Last November, Ottawa dished out tax-free stipends ranging from $2,500 to $25,000 (based on proximity) to roughly 45 homes, for the "inconvenience" of having more traffic and noise outside their front doors.
No similar payment was made to Manitobans.
Border Security Minister Bill Blair contrasted the thousands of people entering along Roxham Road in Quebec, where dozens of security personnel were stationed, to the more spread-out crossings near Emerson.
In a document marked "secret," obtained through a freedom-of-information request, public servants recommended the Liberals not make any public statements nor media releases about the payments, "to minimize possible negative reactions," as well as risks.
The payments came to light when residents contacted local media.

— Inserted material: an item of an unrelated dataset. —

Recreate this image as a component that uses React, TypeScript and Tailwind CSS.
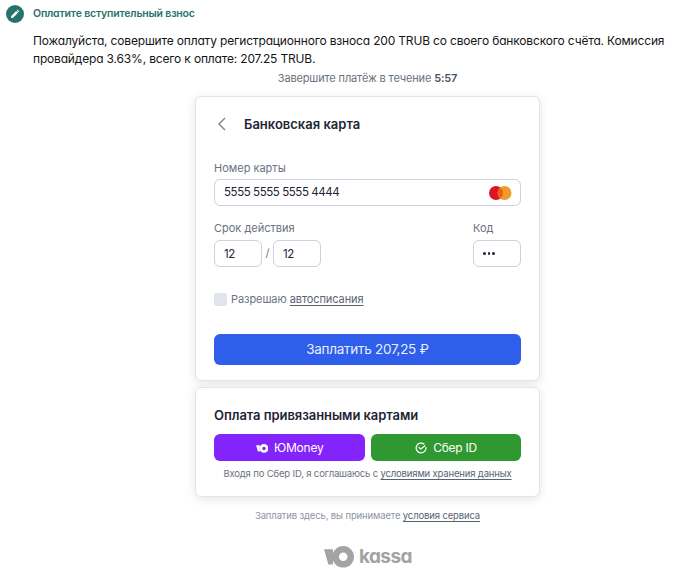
import React from "react";

const inputBox =
  "flex h-[27px] items-center rounded-[6px] border border-[#ccd1dd] bg-white px-[9px] text-[11.5px] text-[#1d2535]";
const card =
  "w-[345px] rounded-[6px] border border-[#e1e4ea] bg-white px-[18px] shadow-[0_2px_10px_rgba(30,40,70,0.12)]";

function YooMark({ className }: { className: string }) {
  return (
    <svg viewBox="0 0 30 22" className={className} fill="currentColor">
      <path d="M0 3.3H9V18.6H4.4Z" />
      <path
        fillRule="evenodd"
        d="M19.2 0A10.8 10.8 0 1 1 19.2 21.6A10.8 10.8 0 1 1 19.2 0ZM19.2 6.5A4.3 4.3 0 1 0 19.2 15.1A4.3 4.3 0 1 0 19.2 6.5Z"
      />
    </svg>
  );
}

export default function App() {
  return (
    <main className="h-[578px] w-[692px] overflow-hidden bg-white font-['Inter','Noto_Sans',sans-serif] whitespace-nowrap">
      <header className="flex h-[30px] items-start pt-[5px] pl-[6px]">
        <svg viewBox="0 0 18 18" className="size-[18px]">
          <circle cx="9" cy="9" r="9" fill="#26736d" />
          <path d="M5 13L5.3 10.9L10.2 6L12 7.8L7.1 12.7Z" fill="#fff" />
          <path d="M10.8 5.4L11.6 4.7L13.3 6.4L12.6 7.2Z" fill="#fff" />
        </svg>
        <h1 className="ml-[9px] text-[10.5px] leading-[18px] font-semibold tracking-[-0.18px] text-[#26736d] [font-feature-settings:'cv11']">
          Оплатите вступительный взнос
        </h1>
      </header>
      <div className="pt-[2px] pl-[33px] text-[12px] leading-[18px] tracking-[-0.17px] text-[#151515] [font-feature-settings:'cv11']">
        <p>Пожалуйста, совершите оплату регистрационного взноса 200 TRUB со своего банковского счёта. Комиссия</p>
        <p>провайдера 3.63%, всего к оплате: 207.25 TRUB.</p>
      </div>

      <section className="ml-[195px] w-[345px]">
        <p className="mt-[2px] h-[26px] text-center text-[11px] leading-[16px] tracking-[-0.15px] text-[#6b7280]">
          Завершите платёж в течение <b className="font-semibold text-[#4b5565]">5:57</b>
        </p>

        <div className={`${card} h-[285px]`}>
          <div className="flex items-center pt-[17px]">
            <svg viewBox="0 0 16 16" className="size-4" fill="none" stroke="#7b8290" strokeWidth="1.4">
              <path d="M11 2L5 8L11 14" />
            </svg>
            <h2 className="ml-[14px] text-[13px] leading-[20px] font-semibold text-[#1d2535]">Банковская карта</h2>
          </div>

          <div className="mt-[26px] text-[11px] leading-[16px] text-[#6b7280]">Номер карты</div>
          <div className={`${inputBox} mt-[3px] justify-between`}>
            <span className="tracking-[-0.42px]">5555 5555 5555 4444</span>
            <svg viewBox="0 0 24 14" className="-mr-[1px] h-[14px] w-[24px]">
              <circle cx="8" cy="7" r="7" fill="#dc1428" />
              <circle cx="16.5" cy="7" r="7" fill="#ee9b2a" />
              <path d="M12.25 1.5A7 7 0 0 1 12.25 12.5A7 7 0 0 1 12.25 1.5Z" fill="#ee5a1c" />
            </svg>
          </div>

          <div className="mt-[14px] flex justify-between text-[11px] leading-[16px] text-[#6b7280]">
            <div>
              <div>Срок действия</div>
              <div className="mt-[4px] flex items-center">
                <span className={`${inputBox} w-[48px] tracking-[-0.4px]`}>12</span>
                <span className="w-[11px] pb-[2px] text-center">/</span>
                <span className={`${inputBox} w-[48px] tracking-[-0.4px]`}>12</span>
              </div>
            </div>
            <div className="w-[48px]">
              <div>Код</div>
              <div className={`${inputBox} mt-[4px] gap-[2px]`}>
                <i className="size-[2.5px] rounded-full bg-[#1d2535]" />
                <i className="size-[2.5px] rounded-full bg-[#1d2535]" />
                <i className="size-[2.5px] rounded-full bg-[#1d2535]" />
              </div>
            </div>
          </div>

          <div className="mt-[24px] flex items-center text-[11px] leading-[16px] tracking-[-0.08px] text-[#6b7280]">
            <span className="mr-[4px] size-[13px] rounded-[3px] bg-[#dfe4ed]" />
            <span>
              Разрешаю <a className="text-[#596273] underline underline-offset-2">автосписания</a>
            </span>
          </div>

          <button className="mt-[27px] block h-[31px] w-full rounded-[6px] bg-[#2e5eea] text-[13.5px] tracking-[-0.28px] text-[#e9efff]">
            Заплатить 207,25 ₽
          </button>
        </div>

        <div className={`${card} mt-[6px] h-[110px]`}>
          <h2 className="pt-[17px] text-[13px] leading-[20px] font-semibold tracking-[-0.06px] text-[#1d2535]">
            Оплата привязанными картами
          </h2>
          <div className="mt-[9px] flex gap-[6px] text-[12px] tracking-[-0.25px] text-white">
            <button className="flex h-[27px] w-[151px] items-center justify-center gap-[6px] rounded-[6px] bg-[#8224fb]">
              <YooMark className="mt-px h-[9px] w-[12.5px]" />
              <span>ЮMoney</span>
            </button>
            <button className="flex h-[27px] w-[150px] items-center justify-center gap-[6px] rounded-[6px] bg-[#2f9830]">
              <svg viewBox="0 0 12 12" className="size-[12px]" fill="none" stroke="#fff" strokeWidth="1.2">
                <path d="M9.3 2.3A4.9 4.9 0 1 0 10.9 5.2" />
                <path d="M3.6 5.2L5.8 7L10.3 3.5" />
              </svg>
              <span>Сбер ID</span>
            </button>
          </div>
          <p className="mt-[6px] text-center text-[9.5px] leading-[14px] tracking-[-0.16px] text-[#6b7280]">
            Входя по Сбер ID, я соглашаюсь с{" "}
            <a className="text-[#596273] underline underline-offset-2">условиями хранения данных</a>
          </p>
        </div>

        <p className="mt-[12px] text-center text-[9.5px] leading-[14px] tracking-[-0.14px] text-[#8e949f]">
          Заплатив здесь, вы принимаете <a className="text-[#596273] underline underline-offset-2">условия сервиса</a>
        </p>
        <div className="mt-[23px] flex h-[22px] items-center pl-[129px] text-[#a3a3a3]">
          <YooMark className="h-[22px] w-[30px]" />
          <span className="ml-[5px] text-[19px] leading-[22px] font-bold tracking-[-0.6px] [font-feature-settings:'cv11']">
            kassa
          </span>
        </div>
      </section>
    </main>
  );
}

At time, the Liberals refused to provide a ballpark figure of how much these expenses would cost, until they were finalized.
In March, facing a formal request by Conservative MP Ted Falk, the Liberals produced an estimate of $405,000 in compensation, out of an original budget of $485,000.
Previously, Falk argued residents of his Provencher riding also deserved cash, after having strangers knock at the doors in the middle of the night.
Public servants estimated the cost of the Quebec payments in a July 20 memorandum, though the number is redacted, as are the "considerations and risks" of the compensation, because they were used to advise the federal cabinet.
Public Safety Canada wrote Monday that Ottawa did not communicate about the payments outside the households involved because "concerns about privacy were paramount" in discussions with those residents, according to spokeswoman Zarah Malik.
In the documents, bureaucrats noted ministers can make ex-gratia payments "only in extraordinary circumstances" and suggested stressing the "benevolent nature of this payment," as well as the fact Ottawa has given out "lesser payments for more extreme circumstances."
In letters to the beneficiaries, Public Safety Canada told Quebec households it had "an obligation to disclose the payments" in regular filings, but told the residents it would "seek an exemption to try and limit the scope of the information published," because some of the residents raised "concerns for privacy."
To get the compensation, residents had to sign a release saying they "remise, release and forever discharge" Ottawa "from all actions, claims or demands." The release still allows them to sue "for personal injury or property damage."
Blair told the Free Press last year no one had threatened to sue Ottawa, and the risk of lawsuits wasn’t part of the rationale for the payments. He rejected Falk’s contention the Liberals made the payment to Quebecers and not Manitobans in order to shore up their electoral base.
Records show the idea of making payments came about because "some residents are seeking financial support." The first email on the topic appeared July 13, prompting a series of meetings that culminated in the letters being sent out Nov. 22.